Starting 2014 and gathering pace in 2016, we're going to see two tiers of storage in big data/HPC-class systems. There will be storage-class memory built from NVRAM, post-NAND stuff, in large amounts per server, to hold the primary, in-use data, complemented by massive disk data tubs, ones with an up to 8.5-inch form factor and spinning relatively slowly, at 4,200rpm. They will render tape operationally irrelevant, he says, because they could hold up to 64TB of data with a 10 msec access latency and 100MB/sec bandwidth.

This idea of much higher capacity disk drives attacking tape in the online archive space has a surface appeal because we could see disk drive manufacturers liking the idea of replacing lost performance disk manufacturing volume, lost to flash, with new online disk archiving disks taking share from tape reels.

Gartner analyst Valdis Filks says tape has a unique advantage: offline files can't be corrupted or deleted. It's the safety net enterprises need. He says the big, fat disk ideas remind him of IBM's old SLED (Single Large Expensive Drive, the 3390 from 1989, now discontinued.

What do other's think of JLC's ideas?

James Bagley of Storage Strategies Now said:-

With regards to persistent memories other than flash, I think his timetable is too aggressive, since the only real alternative is MRAM and Everspin is just starting to sample 64Mb parts, while 64Gb 20nm flash parts are flooding the market from Micron and Toshiba.

Everspin has an aggressive plan to continue to shrink lithographies but they have a long way to go, current parts are around 120nm cell size. I’m pretty bullish on MRAMs taking a piece of the server and controller NVRAM market over the next 2-3 years but don’t see it displacing flash in the typical cache and top tier. LSI’s 12Gb SAS controllers will likely use the Everspin chips.

We are in agreement with Jean-Luc that object storage is going to dominate many applications because of the unbridled growth of unstructured data.

With regard to a coordinated attack on tape by HDD, he is probably correct, but tape will still be around for my grandchildren.

Josh Krischer of Josh Krischer and Associates, thought the NVRAM ideas were good, seeing New NVRAM products being:

  • Next Generation SSDs – Storage Class Memory (SCM)
  • Cost within 10x of enterprise disk
  • Performance within 3X of DRAM
  • Endurance superior to NAND.

He said: "In my opinion there will be [a] new type of SSD based on Storage Class Memory (SCM). [It's] not clear which technology will win but one (or two) out of MRAM, FeRAM, Racetrack, Organic and Polymer, and Resistive RAM (RRAM)... It will be a new storage tier between the memory and the Flash SSDs or lower performance SCM which will replace the flash technology."

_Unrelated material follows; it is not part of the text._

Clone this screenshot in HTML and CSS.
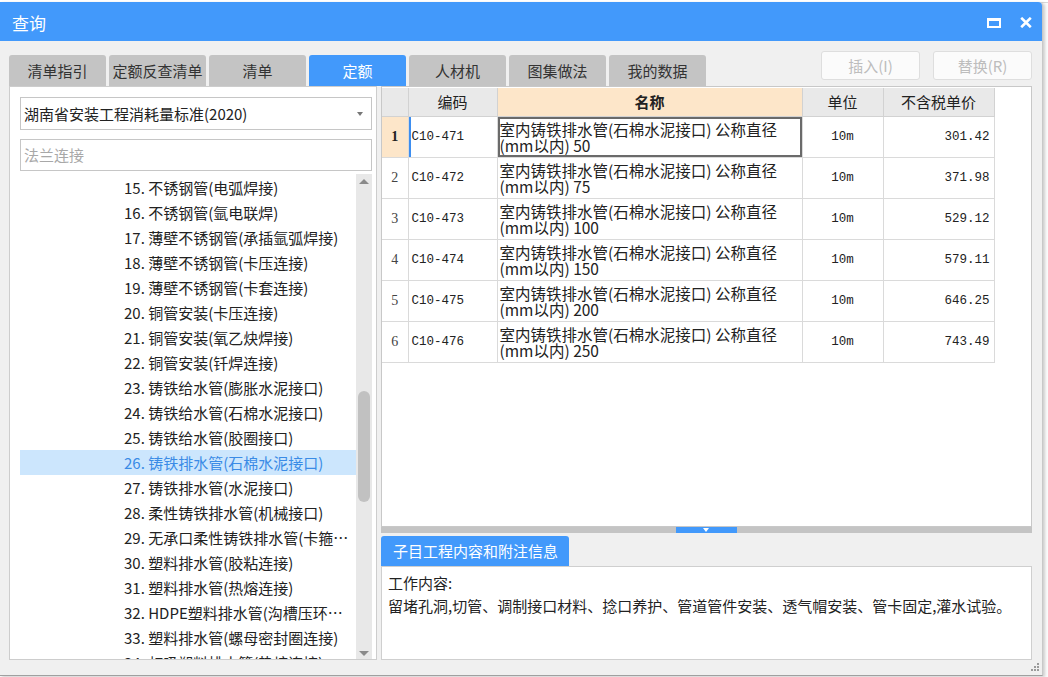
FILE: index.html
```html
<!DOCTYPE html>
<html lang="zh-CN">
<head>
<meta charset="utf-8">
<title>查询</title>
<link rel="stylesheet" href="styles.css">
</head>
<body>
<div class="bgstrip"></div>
<div class="window">
  <div class="titlebar">
    <span class="title">查询</span>
    <div class="title-actions">
      <svg class="ico-max" width="14" height="10" viewBox="0 0 14 10"><rect x="1" y="1.5" width="12" height="7.5" fill="none" stroke="#fff" stroke-width="2"/><rect x="0" y="0" width="14" height="3" fill="#fff"/></svg>
      <svg class="ico-close" width="12" height="11" viewBox="0 0 12 11"><path d="M1.2 0.8 L10.8 10.2 M10.8 0.8 L1.2 10.2" stroke="#fff" stroke-width="2.6" stroke-linecap="butt"/></svg>
    </div>
  </div>
  <div class="body">
    <div class="tabrow">
      <div class="tabs">
        <div class="tab">清单指引</div>
        <div class="tab">定额反查清单</div>
        <div class="tab">清单</div>
        <div class="tab active">定额</div>
        <div class="tab">人材机</div>
        <div class="tab">图集做法</div>
        <div class="tab">我的数据</div>
      </div>
      <div class="actions">
        <div class="btn">插入(I)</div>
        <div class="btn">替换(R)</div>
      </div>
    </div>
    <div class="main">
      <div class="left">
        <div class="select">
          <span>湖南省安装工程消耗量标准(2020)</span>
          <span class="caret"></span>
        </div>
        <div class="search">法兰连接</div>
        <div class="listwrap">
          <ul class="list">
            <li>15. 不锈钢管(电弧焊接)</li>
            <li>16. 不锈钢管(氩电联焊)</li>
            <li>17. 薄壁不锈钢管(承插氩弧焊接)</li>
            <li>18. 薄壁不锈钢管(卡压连接)</li>
            <li>19. 薄壁不锈钢管(卡套连接)</li>
            <li>20. 铜管安装(卡压连接)</li>
            <li>21. 铜管安装(氧乙炔焊接)</li>
            <li>22. 铜管安装(钎焊连接)</li>
            <li>23. 铸铁给水管(膨胀水泥接口)</li>
            <li>24. 铸铁给水管(石棉水泥接口)</li>
            <li>25. 铸铁给水管(胶圈接口)</li>
            <li class="sel">26. 铸铁排水管(石棉水泥接口)</li>
            <li>27. 铸铁排水管(水泥接口)</li>
            <li>28. 柔性铸铁排水管(机械接口)</li>
            <li>29. 无承口柔性铸铁排水管(卡箍连接)</li>
            <li>30. 塑料排水管(胶粘连接)</li>
            <li>31. 塑料排水管(热熔连接)</li>
            <li>32. HDPE塑料排水管(沟槽压环连接)</li>
            <li>33. 塑料排水管(螺母密封圈连接)</li>
            <li>34. 虹吸塑料排水管(热熔连接)</li>
          </ul>
          <div class="scrollbar">
            <span class="arrow up"></span>
            <span class="thumb"></span>
            <span class="arrow down"></span>
          </div>
        </div>
      </div>
      <div class="right">
        <div class="gridpanel">
          <table class="grid">
            <colgroup>
              <col class="c-no"><col class="c-code"><col class="c-name"><col class="c-unit"><col class="c-price">
            </colgroup>
            <thead>
              <tr><th></th><th>编码</th><th class="hl">名称</th><th>单位</th><th>不含税单价</th></tr>
            </thead>
            <tbody>
              <tr class="cur"><td class="no">1</td><td class="code">C10-471</td><td class="name">室内铸铁排水管(石棉水泥接口) 公称直径(mm以内) 50</td><td class="unit">10m</td><td class="price">301.42</td></tr>
              <tr><td class="no">2</td><td class="code">C10-472</td><td class="name">室内铸铁排水管(石棉水泥接口) 公称直径(mm以内) 75</td><td class="unit">10m</td><td class="price">371.98</td></tr>
              <tr><td class="no">3</td><td class="code">C10-473</td><td class="name">室内铸铁排水管(石棉水泥接口) 公称直径(mm以内) 100</td><td class="unit">10m</td><td class="price">529.12</td></tr>
              <tr><td class="no">4</td><td class="code">C10-474</td><td class="name">室内铸铁排水管(石棉水泥接口) 公称直径(mm以内) 150</td><td class="unit">10m</td><td class="price">579.11</td></tr>
              <tr><td class="no">5</td><td class="code">C10-475</td><td class="name">室内铸铁排水管(石棉水泥接口) 公称直径(mm以内) 200</td><td class="unit">10m</td><td class="price">646.25</td></tr>
              <tr><td class="no">6</td><td class="code">C10-476</td><td class="name">室内铸铁排水管(石棉水泥接口) 公称直径(mm以内) 250</td><td class="unit">10m</td><td class="price">743.49</td></tr>
            </tbody>
          </table>
        </div>
        <div class="splitter"><span class="handle"></span></div>
        <div class="infotabs"><div class="infotab">子目工程内容和附注信息</div></div>
        <div class="infobox">
          <p>工作内容:</p>
          <p>留堵孔洞,切管、调制接口材料、捻口养护、管道管件安装、透气帽安装、管卡固定,灌水试验。</p>
        </div>
      </div>
    </div>
  </div>
  <svg class="grip" width="10" height="10" viewBox="0 0 10 10">
    <g fill="#9a9a9a"><rect x="7" y="1" width="2" height="2"/><rect x="4" y="4" width="2" height="2"/><rect x="7" y="4" width="2" height="2"/><rect x="1" y="7" width="2" height="2"/><rect x="4" y="7" width="2" height="2"/><rect x="7" y="7" width="2" height="2"/></g>
  </svg>
</div>
</body>
</html>
```

FILE: styles.css
```css
* { box-sizing: border-box; }
html, body { margin: 0; padding: 0; }
body {
  width: 1048px;
  height: 677px;
  overflow: hidden;
  background: #fbfbfb;
  font-family: "Noto Sans CJK SC", "Noto Sans", sans-serif;
  color: #222;
}
.bgstrip {
  height: 3px;
  background: #fff;
  border-bottom: 1px solid #d8d8d8;
}
.window {
  position: relative;
  width: 1043px;
  height: 674px;
  margin-top: -1px;
  background: #f0f0f0;
  border-bottom: 1px solid #a0a0a0;
  border-right: 1px solid #c8c8c8;
  border-top-right-radius: 4px;
  box-shadow: 2px 1px 3px rgba(0,0,0,0.18);
  display: flex;
  flex-direction: column;
}
.titlebar {
  height: 39px;
  flex: none;
  background: #4299fb;
  border-top-right-radius: 4px;
  display: flex;
  align-items: center;
  justify-content: space-between;
  padding: 2px 10px 0 12px;
}
.title {
  color: #fff;
  font-size: 17px;
  line-height: 1;
}
.title-actions {
  display: flex;
  align-items: center;
  gap: 19px;
}
.ico-max { display: block; }
.ico-close { display: block; }
.body {
  flex: 1;
  display: flex;
  flex-direction: column;
  padding: 10px 10px 15px 9px;
  min-height: 0;
}
.tabrow {
  height: 35px;
  flex: none;
  display: flex;
  justify-content: space-between;
}
.tabs {
  display: flex;
  gap: 3px;
  align-self: flex-end;
}
.tab {
  width: 97px;
  height: 31px;
  background: #c4c4c4;
  border-radius: 3px 3px 0 0;
  font-size: 15px;
  line-height: 31px;
  text-align: center;
  color: #333;
}
.tab.active {
  background: #4299fb;
  color: #fff;
}
.actions {
  display: flex;
  gap: 13px;
  align-self: flex-start;
}
.btn {
  width: 99px;
  height: 29px;
  border: 1px solid #dedede;
  border-radius: 3px;
  background: #fbfbfb;
  color: #bdbdbd;
  font-size: 15px;
  line-height: 27px;
  text-align: center;
}
.main {
  flex: 1;
  display: flex;
  gap: 4px;
  min-height: 0;
}
.left {
  width: 368px;
  background: #fff;
  border: 1px solid #cdcdcd;
  padding: 10px 4px 0 10px;
  display: flex;
  flex-direction: column;
  min-height: 0;
}
.select {
  height: 33px;
  border: 1px solid #c6c6c6;
  display: flex;
  align-items: center;
  justify-content: space-between;
  padding: 0 8px 0 3px;
  font-size: 15px;
  flex: none;
}
.caret {
  width: 0;
  height: 0;
  border-left: 3.5px solid transparent;
  border-right: 3.5px solid transparent;
  border-top: 4px solid #777;
  margin-top: 1px;
}
.search {
  margin-top: 9px;
  height: 32px;
  border: 1px solid #c6c6c6;
  padding: 0 3px;
  font-size: 15px;
  line-height: 30px;
  color: #a8a8a8;
  flex: none;
}
.listwrap {
  margin-top: 3px;
  flex: 1;
  min-height: 0;
  display: flex;
  overflow: hidden;
}
.list {
  list-style: none;
  margin: 0;
  padding: 1px 0 0;
  width: 336px;
  flex: none;
  overflow: hidden;
}
.list li {
  height: 25px;
  line-height: 25px;
  font-size: 15px;
  padding: 0 2px 0 104px;
  white-space: nowrap;
  overflow: hidden;
  text-overflow: ellipsis;
  color: #222;
}
.list li.sel {
  background: #cce6fd;
  color: #3a8be6;
}
.scrollbar {
  position: relative;
  width: 16px;
  flex: none;
  background: #e8e8e8;
}
.arrow {
  position: absolute;
  left: 3px;
  width: 0;
  height: 0;
  border-left: 5px solid transparent;
  border-right: 5px solid transparent;
}
.arrow.up { top: 5px; border-bottom: 5px solid #8a8a8a; }
.arrow.down { bottom: 3px; border-top: 5px solid #8a8a8a; }
.thumb {
  position: absolute;
  left: 2px;
  width: 12px;
  top: 217px;
  height: 111px;
  background: #c1c1c1;
  border-radius: 6px;
}
.right {
  width: 652px;
  display: flex;
  flex-direction: column;
  min-height: 0;
}
.gridpanel {
  height: 441px;
  flex: none;
  background: #fff;
  border: 1px solid #c8c8c8;
  padding-top: 1px;
  overflow: hidden;
}
.grid {
  border-collapse: collapse;
  table-layout: fixed;
  width: 612px;
}
.c-no { width: 26px; }
.c-code { width: 89px; }
.c-name { width: 305px; }
.c-unit { width: 81px; }
.c-price { width: 111px; }
.grid th {
  height: 28px;
  background: #e9e9e9;
  border: 1px solid #d2d2d2;
  border-top: none;
  font-weight: normal;
  font-size: 15px;
  color: #222;
  padding: 0;
}
.grid th:first-child { border-left: none; }
.grid th.hl {
  background: #fde6c9;
  font-weight: bold;
}
.grid td {
  height: 41px;
  border: 1px solid #dadada;
  padding: 0 3px;
  vertical-align: middle;
}
.grid td:first-child { border-left: none; }
.grid td.no {
  font-family: "Liberation Serif", serif;
  font-size: 14px;
  color: #444;
  text-align: center;
  padding: 0;
}
.grid tr.cur td.no {
  background: #fde6c9;
  font-weight: bold;
  color: #222;
}
.grid td.code {
  font-family: "Liberation Mono", monospace;
  font-size: 12.5px;
  padding-left: 3px;
}
.grid tr.cur td.code {
  box-shadow: inset 2px 0 0 #3d8ef0;
}
.grid td.name {
  font-size: 15.5px;
  line-height: 16px;
  padding: 0 16px 0 2px;
}
.grid tr.cur td.name {
  box-shadow: inset 0 0 0 2px #6a6a6a;
}
.grid td.unit {
  font-family: "Liberation Mono", monospace;
  font-size: 12.5px;
  text-align: center;
}
.grid td.price {
  font-family: "Liberation Mono", monospace;
  font-size: 12.5px;
  text-align: right;
  padding-right: 4px;
}
.splitter {
  height: 6px;
  flex: none;
  background: #c4c4c4;
  display: flex;
  justify-content: center;
}
.handle {
  width: 61px;
  height: 6px;
  background: #4299fb;
  position: relative;
}
.handle::after {
  content: "";
  position: absolute;
  left: 27px;
  top: 1px;
  border-left: 3.5px solid transparent;
  border-right: 3.5px solid transparent;
  border-top: 4px solid #fff;
}
.infotabs {
  margin-top: 3px;
  flex: none;
  display: flex;
}
.infotab {
  height: 30px;
  background: #4299fb;
  color: #fff;
  font-size: 15px;
  line-height: 30px;
  padding: 0 11px 0 12px;
  border-radius: 3px 3px 0 0;
}
.infobox {
  flex: 1;
  background: #fff;
  border: 1px solid #cfcfcf;
  padding: 4px 6px;
  font-size: 15px;
  line-height: 23px;
  color: #222;
}
.infobox p { margin: 0; white-space: nowrap; }
.grip {
  position: absolute;
  right: 2px;
  bottom: 3px;
}
```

He noted that in November Everspin Technologies had announced the industry's first Spin-Torque Magnetoresistive RAM (ST-MRAM) chip due to be shipped in 2013.

Krischer agrees big spinning disk data tubs will be needed but can't see 8.5-inch form factor disks coming and replacing tape:

Why … kick a dead horse? Tape is not [a] growing business. The smart tape vendors, like Fujitsu with CentricStor, are not enjoying great success. I bet on “cheap” disks with … mirroring in de-clustered RAID [or] Erasure Coding. [For example] 2.5-inch HDDs (2020 - 12TB, 3.5-inch - 60TB), more platters, all SAS.

We asked the disk drive manufacturers, Hitachi GST, Seagate, Toshiba and Western Digital. None replied but then they don't generally discuss product roadmaps out to four years with the likes of us.

El Reg's take on this is that JLC is largely right: Big Data -processing servers will get post-NAND-based NVRAM storage memory alongside their main DRAM, and hold the bulk of the data they need in a networked massive single-tier, scale-out disk drive array, likely enough to be using object storage technology.